US Economic Data : The Macro Headwinds
US Non-Farm Payrolls (February): employment edged down by 92,000 - continuing a weak labour market trend
US Services PMI: slowed from 52.7 (January) to 51.7 (February) - tariff uncertainty weighing on demand
10-year US Treasury Yield: rose ~20bps to approximately 4.15% amid inflation and supply-shock fears
Import Prices (January): rose 0.2%, driven by non-fuel imports; a lagging indicator of cost pressures ahead
Other Global Signals
UK GDP data : watched for evidence of growth acceleration following encouraging PMI signals
Eurozone Industrial Production : German PMI data pointed to revival at fastest pace in nearly four years
China NPC : Ongoing National People's Congress accompanied by CPI/PPI updates during the week
Global PMI : Hit its highest level since May 2024 in February, indicating growth near long-run trend - before the energy shock
BlackRock Geopolitical Risk Indicator : Elevated - geopolitical environment shaped by fundamental shift in US foreign policy accelerating global fragmentation
THE BOTTOM LINE
The week of March 9–14, 2026 illustrated with clarity a principle that experienced investors know well: in today's interconnected world, geopolitical events are not background noise - they are market-moving forces that travel rapidly from the Strait of Hormuz to an Indian restaurant kitchen, a rupee/dollar trading screen, and a chip design lab in Bengaluru.

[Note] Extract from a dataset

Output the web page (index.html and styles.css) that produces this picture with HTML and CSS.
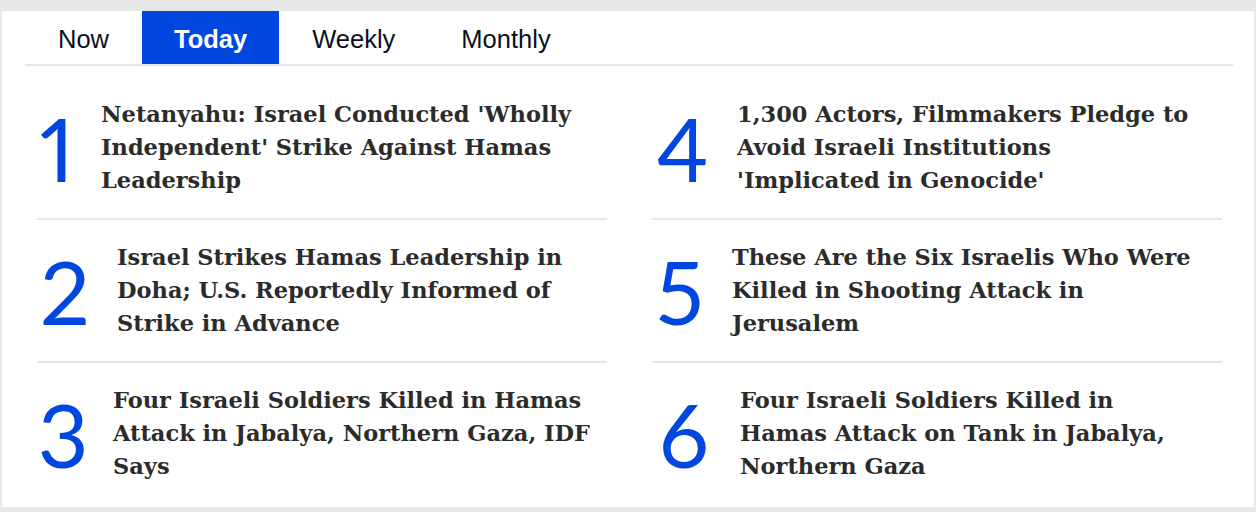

Three distinct narratives played out simultaneously: a currency crisis rooted in war and capital flight; a consumer sector disruption triggered by an energy logistics failure; and a long-horizon industrial policy bet that could reshape India's role in the global technology supply chain over the next decade. Investors who understand how these threads connect - and which indicators to monitor - will be better positioned to navigate the months ahead.